Where travelers often get it wrong
The biggest mistake is assuming the port and the destination are basically the same place. Sometimes they are. Often they are not. A city name on the itinerary can hide a long transfer, a commercial dock, or a tender process that changes the pace of the day.
Another common mistake is relying on old forum advice without checking whether conditions still match. Port terminals change. Shuttle services come and go. Local transportation rules shift. A recommendation from two years ago may still be useful, but it should not be treated as current fact.
Travelers also tend to overestimate how much they can do in a port. This is where the top cruise port tools help most. They turn a broad destination idea into a realistic port-day plan. If your ship arrives at 10 a.m., local transport takes 30 minutes, and all-aboard is 4:30 p.m., that day is shorter than it looks on the itinerary. A tool that shows dock distance, transit time, and crowd conditions can save you from building a schedule that only works in perfect conditions.

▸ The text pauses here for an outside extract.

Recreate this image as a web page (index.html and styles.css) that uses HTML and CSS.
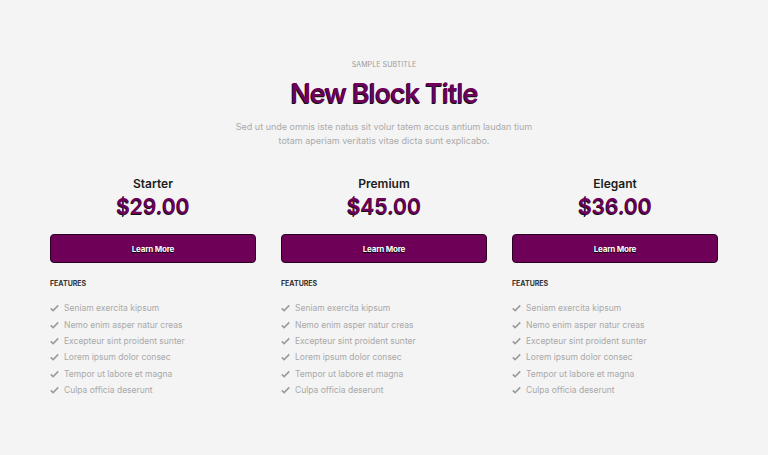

A smarter way to use top cruise port tools
The goal is not to spend your vacation staring at apps. It is to make a few better decisions before and during the trip. Check your port schedule in advance so you know which days may be crowded. Review the dock location and transportation reality before you promise yourself a self-guided adventure. Watch weather and ship status when your sailing gets closer, especially in seasons when conditions are less predictable.
Then keep a short, practical toolkit on your phone. One source for port details, one for ship or schedule awareness, one for maps, and one for weather is usually enough. If a platform like VoyagePro brings those planning needs into a clearer cruise-focused experience, that is where the value shows up - less scattered research, fewer blind spots, and better decisions with less effort.
Cruise travel gets easier when you stop treating ports like a footnote. The ship may be the headline, but your time ashore is where planning either pays off or falls apart. Choose tools that answer real port-day questions, and every stop starts to feel a little more manageable and a lot more enjoyable.